We snorkel together (them in life jackets strapped on over t-shirts), and cook and eat together. They sleep inside on the big bed and we sleep on a smaller mattress outside on the deck. Even after they (reluctantly) return to the Moluccas, we continue to sleep outside.
The deck wraps around the side of the shack and there we have set up our kitchen. Lined up on the floor are a kerosene stove, a basket of bowls, glasses, and utensils, and two plastic jugs of “cooking” water. Between two posts we have tied a line from which we hang our food: bananas and oranges brought from Bau-Bau, black rice, instant noodle packets, and a pink plastic bag of flour. To a rafter we tied up two pineapples and a clump of long green beans also bought in Bau-Bau.

Just beyond the steps leading to the deck—between the shack and the sea—are two coconut palms supplying us kalapa muda (tender coconuts), which we gulp when the days get hot. In the morning, we mix sweetened condensed milk into our coffee and sip it on the beach as prahus laden with firewood pass by in the shallows.

In the evenings, we slow roast baby tuna over coals of dried-coconut shells using bamboo slats as grill grates. We wash our dishes and utensils in the sea, using sand as our scrub brush. It’s a sweet life. The sound of the tiny waves seep into our subconscious. We slow to the rhythms of island life.

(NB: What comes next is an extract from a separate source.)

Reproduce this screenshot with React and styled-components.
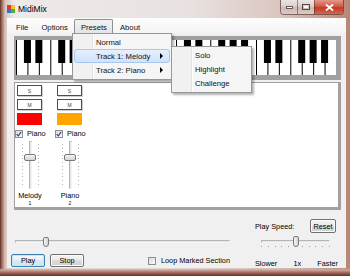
import styled, { createGlobalStyle } from 'styled-components';

const GlobalStyle = createGlobalStyle`
	html, body {
		margin: 0;
		padding: 0;
		background: #ffffff;
		font-family: 'Liberation Sans', Arial, sans-serif;
		color: #000;
	}
`;

const tracks = [
	{ name: 'Melody', num: 1, color: '#ff0000', thumb: 13 },
	{ name: 'Piano', num: 2, color: '#ffa500', thumb: 13 },
];

const presetItems = [
	{ label: 'Normal' },
	{ label: 'Track 1: Melody', sub: true, active: true },
	{ label: 'Track 2: Piano', sub: true },
];

const Keyboard = () => {
	const count = 28;
	const w = 320 / count;
	const blacks = [];
	for (let o = 0; o < 4; o++) {
		[0, 1, 3, 4, 5].forEach((b) => blacks.push((o * 7 + b + 1) * w));
	}
	return (
		<svg width="320" height="35" viewBox="0 0 320 35">
			<rect x="0" y="0" width="320" height="35" fill="#fff" />
			{Array.from({ length: count + 1 }).map((_, i) => (
				<line key={i} x1={i * w + 0.5} y1="0" x2={i * w + 0.5} y2="35" stroke="#000" strokeWidth="1" />
			))}
			{blacks.map((x, i) => (
				<rect key={i} x={x - 3.5} y="0" width="7" height="23" fill="#000" />
			))}
		</svg>
	);
};

const CheckMark = () => (
	<svg width="6" height="6" viewBox="0 0 6 6">
		<path d="M0.7 3.1 L2.3 4.9 L5.3 0.8" stroke="#2c4a8c" strokeWidth="1.2" fill="none" />
	</svg>
);

const App = () => {
	return (
		<Window>
			<GlobalStyle />
			<TitleBar>
				<AppIcon width="8" height="8" viewBox="0 0 8 8">
					<rect x="0" y="0" width="4" height="4" fill="#e23a2a" />
					<rect x="4" y="0" width="4" height="4" fill="#f2c230" />
					<rect x="0" y="4" width="4" height="4" fill="#2f6fd6" />
					<rect x="4" y="4" width="4" height="4" fill="#4cae3c" />
				</AppIcon>
				<Title>MidiMix</Title>
				<WinButtons>
					<WinButton>
						<svg width="7" height="3" viewBox="0 0 7 3">
							<rect x="0.5" y="0.5" width="6" height="2" fill="#fff" stroke="#4a3a36" strokeWidth="0.8" />
						</svg>
					</WinButton>
					<WinButton>
						<svg width="8" height="6" viewBox="0 0 8 6">
							<rect x="0.5" y="0.5" width="7" height="5" fill="none" stroke="#4a3a36" strokeWidth="0.9" />
							<rect x="2" y="2" width="4" height="2" fill="#fff" />
						</svg>
					</WinButton>
					<WinButton $close>
						<svg width="9" height="7" viewBox="0 0 9 7">
							<path d="M1 0.5 L8 6.5 M8 0.5 L1 6.5" stroke="#fff" strokeWidth="1.8" />
						</svg>
					</WinButton>
				</WinButtons>
			</TitleBar>

			<Client>
				<MenuBar>
					<MenuItem>File</MenuItem>
					<MenuItem>Options</MenuItem>
					<MenuItem $open>Presets</MenuItem>
					<MenuItem>About</MenuItem>
				</MenuBar>

				<Body>
					<PianoPanel>
						<Keyboard />
					</PianoPanel>

					<TrackPanel>
						{tracks.map((t) => (
							<TrackColumn key={t.num}>
								<SmallButton>S</SmallButton>
								<SmallButton>M</SmallButton>
								<Swatch $color={t.color} />
								<CheckLabel>
									<CheckBox>
										<CheckMark />
									</CheckBox>
									Piano
								</CheckLabel>
								<VSlider>
									<VTicks />
									<VTrack />
									<VTicks />
									<VThumb style={{ top: t.thumb }} />
								</VSlider>
								<TrackName>{t.name}</TrackName>
								<TrackNum>{t.num}</TrackNum>
							</TrackColumn>
						))}
					</TrackPanel>

					<BottomBar>
						<LeftPane>
							<HSlider>
								<HTrack />
								<HThumb style={{ left: 28 }} />
							</HSlider>
							<ButtonRow>
								<PushButton $default>Play</PushButton>
								<PushButton>Stop</PushButton>
								<LoopLabel>
									<CheckBox />
									Loop Marked Section
								</LoopLabel>
							</ButtonRow>
						</LeftPane>

						<RightPane>
							<SpeedHeader>
								<span>Play Speed:</span>
								<PushButton $small>Reset</PushButton>
							</SpeedHeader>
							<SpeedSlider>
								<HTrack />
								<TickRow>
									{Array.from({ length: 11 }).map((_, i) => (
										<Tick key={i} />
									))}
								</TickRow>
								<HThumb style={{ left: 32, top: 1, height: 11 }} />
							</SpeedSlider>
							<SpeedLabels>
								<span>Slower</span>
								<span>1x</span>
								<span>Faster</span>
							</SpeedLabels>
						</RightPane>
					</BottomBar>
				</Body>

				<Dropdown>
					{presetItems.map((item) => (
						<DropItem key={item.label} $active={item.active}>
							{item.label}
							{item.sub && <Arrow />}
						</DropItem>
					))}
				</Dropdown>

				<SubMenu>
					<DropItem>Solo</DropItem>
					<DropItem>Highlight</DropItem>
					<DropItem>Challenge</DropItem>
				</SubMenu>
			</Client>
		</Window>
	);
};

const Window = styled.div`
	width: 350px;
	height: 276px;
	box-sizing: border-box;
	display: flex;
	flex-direction: column;
	overflow: hidden;
	background:
		linear-gradient(to top, #5e3429 0, #9c6152 3px, #c9a79d 6px, rgba(0, 0, 0, 0) 8px),
		linear-gradient(to right, #5a3329 0, #a86d5c 2px, #d6c2bc 5px, #eeeae9 14px, #e8e1df 55%, #dbc6bf 80%, #b98676 100%);
`;

const TitleBar = styled.div`
	height: 18px;
	flex-shrink: 0;
	display: flex;
	align-items: flex-start;
	padding-left: 7px;
`;

const AppIcon = styled.svg`
	margin-top: 5px;
`;

const Title = styled.span`
	margin-left: 3px;
	margin-top: 4px;
	font-size: 8.5px;
	line-height: 10px;
	color: #000;
`;

const WinButtons = styled.div`
	margin-left: auto;
	margin-right: 6px;
	display: flex;
	height: 14px;
	border: 1px solid rgba(70, 40, 32, 0.6);
	border-top: none;
	border-radius: 0 0 4px 4px;
	overflow: hidden;
`;

const WinButton = styled.div`
	width: ${(p) => (p.$close ? '28px' : '16px')};
	display: flex;
	align-items: center;
	justify-content: center;
	background: ${(p) =>
		p.$close
			? 'linear-gradient(#e59a88, #d05a46 45%, #c23a28 55%, #d4664d)'
			: 'linear-gradient(#ece5e3, #dccfcb 45%, #cbb8b3 55%, #d9cbc7)'};
	& + & {
		border-left: 1px solid rgba(70, 40, 32, 0.5);
	}
`;

const Client = styled.div`
	position: relative;
	flex: 1;
	margin: 0 4px 8px 7px;
	background: #f0f0f0;
	display: flex;
	flex-direction: column;
	color: #000;
`;

const MenuBar = styled.div`
	height: 16px;
	flex-shrink: 0;
	display: flex;
	align-items: stretch;
	padding: 1px 0 0 2.5px;
	box-sizing: border-box;
	background: linear-gradient(#fdfdfd, #f3f3f3);
`;

const MenuItem = styled.div`
	padding: 0 5.5px;
	display: flex;
	align-items: center;
	font-size: 7.7px;
	color: #111;
	border: 1px solid ${(p) => (p.$open ? '#8e8f8f' : 'transparent')};
	border-bottom: none;
	background: ${(p) => (p.$open ? 'linear-gradient(#f2f2f2, #e3e3e3)' : 'transparent')};
	border-radius: 2px 2px 0 0;
`;

const Body = styled.div`
	flex: 1;
	display: flex;
	flex-direction: column;
	gap: 2px;
	padding: 2px 5px 0 7px;
`;

const PianoPanel = styled.div`
	height: 44px;
	box-sizing: border-box;
	background: #a0a0a0;
	padding: 4px 5px 5px 2px;
	display: flex;
`;

const TrackPanel = styled.div`
	height: 128px;
	box-sizing: border-box;
	background: #fff;
	border-style: solid;
	border-color: #a0a0a0;
	border-width: 1px 3px 3px 1px;
	padding: 2px 0 0 0;
	display: flex;
`;

const TrackColumn = styled.div`
	width: 40px;
	display: flex;
	flex-direction: column;
	align-items: flex-start;
`;

const SmallButton = styled.div`
	width: 25px;
	height: 11px;
	box-sizing: border-box;
	margin: 0 0 3px 2px;
	border: 1px solid #4d4d4d;
	box-shadow: 1px 1px 0 #d0d0d0;
	background: #fff;
	display: flex;
	align-items: center;
	justify-content: center;
	font-size: 5px;
	color: #3a3a5a;
`;

const Swatch = styled.div`
	width: 25px;
	height: 12px;
	margin-left: 2px;
	background: ${(p) => p.$color};
`;

const CheckLabel = styled.label`
	margin-top: 4px;
	height: 9px;
	display: flex;
	align-items: center;
	gap: 4px;
	font-size: 7.3px;
	color: #000;
	white-space: nowrap;
`;

const CheckBox = styled.span`
	width: 8px;
	height: 8px;
	box-sizing: border-box;
	border: 1px solid #8f8f8f;
	background: linear-gradient(135deg, #d8d8d8, #fbfbfb);
	display: inline-flex;
	align-items: center;
	justify-content: center;
	flex-shrink: 0;
`;

const VSlider = styled.div`
	position: relative;
	width: 30px;
	height: 48px;
	margin-top: 3px;
	display: flex;
	gap: 6px;
	padding-left: 7px;
	box-sizing: border-box;
`;

const VTicks = styled.div`
	width: 1px;
	margin: 3px 0;
	background: repeating-linear-gradient(to bottom, #b0b0b0 0 1px, transparent 1px 3.6px);
`;

const VTrack = styled.div`
	width: 3px;
	box-sizing: border-box;
	border: 1px solid #b4b4b4;
	border-right-color: #f4f4f4;
	border-bottom-color: #f4f4f4;
	background: #e6e6e6;
`;

const VThumb = styled.div`
	position: absolute;
	left: 9px;
	width: 12px;
	height: 7px;
	box-sizing: border-box;
	border: 1px solid #7a7a7a;
	border-radius: 2px;
	background: linear-gradient(#f6f6f6, #e3e3e3 50%, #d4d4d4);
`;

const TrackName = styled.div`
	width: 30px;
	margin-top: 3px;
	text-align: center;
	font-size: 7.3px;
	line-height: 8px;
`;

const TrackNum = styled.div`
	width: 30px;
	text-align: center;
	font-size: 5px;
	line-height: 6px;
`;

const BottomBar = styled.div`
	flex: 1;
	display: flex;
	margin-left: -3px;
`;

const LeftPane = styled.div`
	width: 221px;
	display: flex;
	flex-direction: column;
`;

const HSlider = styled.div`
	position: relative;
	width: 215px;
	height: 12px;
	margin: 23px 0 0 4px;
`;

const HTrack = styled.div`
	height: 3px;
	margin-top: 5px;
	box-sizing: border-box;
	border: 1px solid #b4b4b4;
	border-right-color: #f4f4f4;
	border-bottom-color: #f4f4f4;
	background: #e6e6e6;
`;

const HThumb = styled.div`
	position: absolute;
	top: 2px;
	width: 6px;
	height: 10px;
	box-sizing: border-box;
	border: 1px solid #7a7a7a;
	border-radius: 2px 2px 3px 3px;
	background: linear-gradient(to right, #f6f6f6, #e3e3e3 50%, #d4d4d4);
`;

const ButtonRow = styled.div`
	margin-top: 7px;
	display: flex;
	align-items: center;
	gap: 5px;
`;

const PushButton = styled.button`
	width: ${(p) => (p.$small ? '26px' : '34px')};
	height: ${(p) => (p.$small ? '14px' : '13px')};
	padding: 0;
	box-sizing: border-box;
	font-family: 'Liberation Sans', Arial, sans-serif;
	font-size: 7.3px;
	color: #000;
	border: 1px solid ${(p) => (p.$default ? '#3c7fb1' : '#707070')};
	border-radius: 2px;
	box-shadow: inset 0 0 0 1px ${(p) => (p.$default ? '#c8e6f8' : '#fcfcfc')};
	background: ${(p) =>
		p.$default
			? 'linear-gradient(#f4f9fd, #e6f1f9 50%, #d8e9f5 50%, #d0e4f3)'
			: 'linear-gradient(#f2f2f2, #ebebeb 50%, #dddddd 50%, #cfcfcf)'};
`;

const LoopLabel = styled.label`
	margin-left: 59px;
	display: flex;
	align-items: center;
	gap: 5px;
	font-size: 7.3px;
	color: #000;
	white-space: nowrap;
`;

const RightPane = styled.div`
	width: 83px;
	margin-left: 23px;
	padding-top: 8px;
	display: flex;
	flex-direction: column;
	font-size: 7.3px;
`;

const SpeedHeader = styled.div`
	height: 14px;
	display: flex;
	align-items: center;
	justify-content: space-between;
	padding-right: 2px;
	margin-top: -1px;
`;

const SpeedSlider = styled.div`
	position: relative;
	width: 69px;
	height: 16px;
	margin: 2px 0 0 6px;
`;

const TickRow = styled.div`
	margin-top: 3px;
	display: flex;
	justify-content: space-between;
`;

const Tick = styled.span`
	width: 1px;
	height: 1px;
	background: #9a9a9a;
`;

const SpeedLabels = styled.div`
	margin-top: 9px;
	display: flex;
	justify-content: space-between;
	line-height: 8px;
`;

const MenuPopup = styled.div`
	position: absolute;
	box-sizing: border-box;
	padding: 1px 1px 2px;
	border: 1px solid #979797;
	background: linear-gradient(to right, #f1f1f1 0 19px, #e2e3e3 19px 20px, #ffffff 20px 21px, #f5f5f5 21px);
	box-shadow: 2px 2px 2px rgba(0, 0, 0, 0.3);
	display: flex;
	flex-direction: column;
`;

const Dropdown = styled(MenuPopup)`
	left: 65px;
	top: 15px;
	width: 100px;
`;

const SubMenu = styled(MenuPopup)`
	left: 164px;
	top: 28px;
	width: 81px;
	padding-top: 1px;
`;

const DropItem = styled.div`
	height: 14px;
	box-sizing: border-box;
	display: flex;
	align-items: center;
	padding-left: 21px;
	padding-right: 6px;
	font-size: 7.7px;
	color: #111;
	border: 1px solid ${(p) => (p.$active ? '#a9c8ee' : 'transparent')};
	border-radius: 3px;
	background: ${(p) => (p.$active ? 'linear-gradient(#e6f0fd, #cfe2fb)' : 'transparent')};
`;

const Arrow = styled.span`
	margin-left: auto;
	width: 0;
	height: 0;
	border-left: 3px solid #000;
	border-top: 3px solid transparent;
	border-bottom: 3px solid transparent;
`;

export default App;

Stepping off the lonely planet
We land on a pile of parrot fish poop
Where sea gypsies hunt tuna by sail
And rooming comes with malukkans
Kalimantan aceh
A wooden bungalow once owned by buton royalty
That’s southeast Sulawesi with forts
Not the Himalayan ‘dom
With ethnically cleansed gross national happiness.
An old man poles us into bay, a grandchild in constant tow,
Standing, waiting for play and eats
Out front, the water tints aquamarine to ink
Blue
Down below, the fish change sexes
Ovaries turn to testes,
Harem males become dominant she-fish
At night, the water laps in blackness.